Il nuovo film di Spielberg ci fa fare un tuffo nel passato: ci riporta a contatto con i film epici della grande Hollywood. Non è un segreto che il nostro abbia sempre considerato John Ford un maestro per la gestione degli spazi aperti in una pellicola: devono primeggiare, ma mai dominare il sentimento. Il "sentire" deve rimanere il cuore della pellicola.
La storia segue le vicende di un cavallo inglese allevato con amore e tenacia nel Devon (qui la campagna inglese ricorda molto quella irlandese del classico di Ford "Un uomo tranquillo") da Albert, che se lo vede strappare a causa dell'inizio della Prima Guerra Mondiale. Joy (questo è il nome del cavallo) passa dalle mani Inglesi a quelle Tedesche e poi a quelle di una ragazza Francese. Vive mille peripezie, ma è sempre trattato con amore per quanto la violenza degli eventi lo permetta.

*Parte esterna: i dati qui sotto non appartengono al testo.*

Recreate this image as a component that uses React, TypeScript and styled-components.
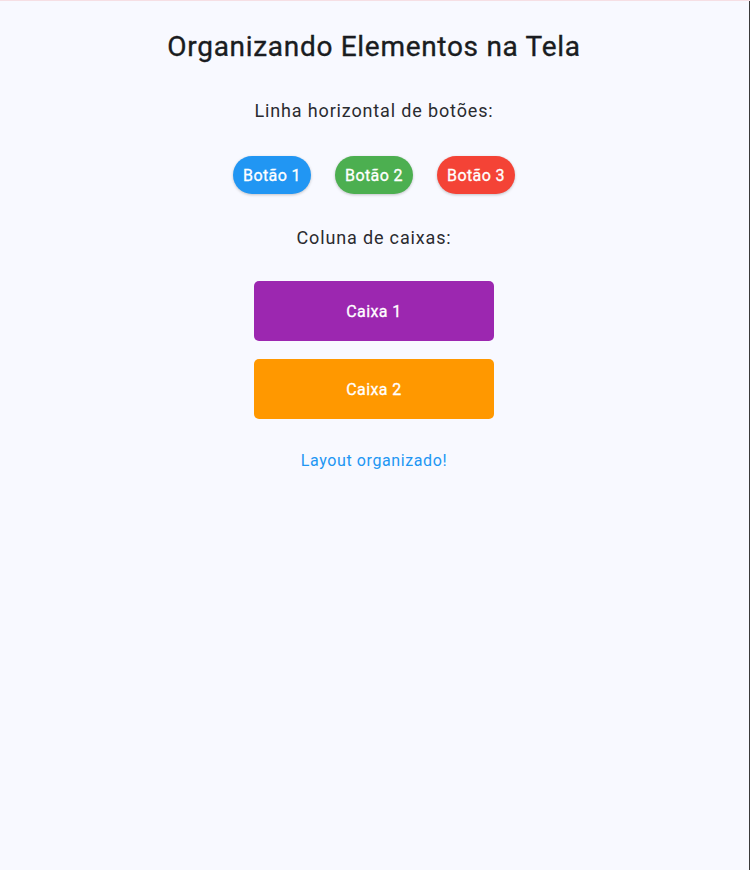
import React from "react";
import styled, { createGlobalStyle } from "styled-components";

const Global = createGlobalStyle`
  html, body { margin: 0; padding: 0; background: #f8f9ff; }
  body { font-family: Roboto, "Noto Sans", "Liberation Sans", sans-serif; }
`;

const Frame = styled.div`
  box-sizing: border-box;
  width: 750px;
  min-height: 870px;
  padding-right: 2px;
  background: #f8f9ff;
  border-top: 1px solid #f6dfe4;
  box-shadow: inset -1px 0 0 #3a3a3a;
  display: flex;
  flex-direction: column;
  align-items: center;
  color: #1b1b1f;
`;

const Title = styled.h1`
  margin: 28px 0 0;
  font-size: 28px;
  font-weight: 400;
  line-height: 36px;
  letter-spacing: 0.7px;
  color: #1a1c20;
  -webkit-text-stroke: 0.35px #1a1c20;
`;

const Label = styled.p<{ $top: number }>`
  margin: ${(p) => p.$top}px 0 0;
  font-size: 18px;
  line-height: 24px;
  letter-spacing: 0.85px;
  color: #2a2b30;
`;

const Row = styled.div`
  margin-top: 33px;
  display: flex;
  gap: 24px;
`;

const Pill = styled.button<{ $bg: string }>`
  width: 78px;
  height: 38px;
  padding: 0;
  border: none;
  border-radius: 19px;
  background: ${(p) => p.$bg};
  color: #fff;
  font-family: inherit;
  font-size: 16px;
  font-weight: 400;
  letter-spacing: 0.4px;
  -webkit-text-stroke: 0.3px #fff;
  box-shadow: 0 1px 3px rgba(0, 0, 0, 0.22);
`;

const Column = styled.div`
  margin-top: 31px;
  display: flex;
  flex-direction: column;
  gap: 18px;
`;

const Box = styled.div<{ $bg: string }>`
  width: 240px;
  height: 60px;
  border-radius: 5px;
  background: ${(p) => p.$bg};
  color: #fff;
  display: flex;
  align-items: center;
  justify-content: center;
  font-size: 16px;
  font-weight: 400;
  letter-spacing: 0.4px;
  -webkit-text-stroke: 0.3px #fff;
`;

const Footer = styled.p`
  margin: 31px 0 0;
  font-size: 16px;
  line-height: 22px;
  letter-spacing: 0.6px;
  color: #2196f3;
`;

export default function App() {
  return (
    <>
      <Global />
      <Frame>
        <Title>Organizando Elementos na Tela</Title>
        <Label $top={34}>Linha horizontal de botões:</Label>
        <Row>
          <Pill $bg="#2196f3">Botão 1</Pill>
          <Pill $bg="#4caf50">Botão 2</Pill>
          <Pill $bg="#f44336">Botão 3</Pill>
        </Row>
        <Label $top={32}>Coluna de caixas:</Label>
        <Column>
          <Box $bg="#9c27b0">Caixa 1</Box>
          <Box $bg="#ff9800">Caixa 2</Box>
        </Column>
        <Footer>Layout organizado!</Footer>
      </Frame>
    </>
  );
}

Quando tutto sembra perduto, quando il filo spinato delle trincee oltre a lacerare le carni sembra aver trafitto anche il cuore, nasce una nuova speranza, dolorosa ma nuova: Joy dopo 4 anni di guerra ritrova Albert e la pace riporta di nuovo la vita, quella vera, che sembrava dimenticata e sommersa dalla cattiveria dell'uomo.
Secondo me Spielberg è riuscito nel suo intento: ci ha dato un film epico.
E mi raccomando: da gustare al cinema su grande schermo, la magia è sempre lì, nel buio della sala.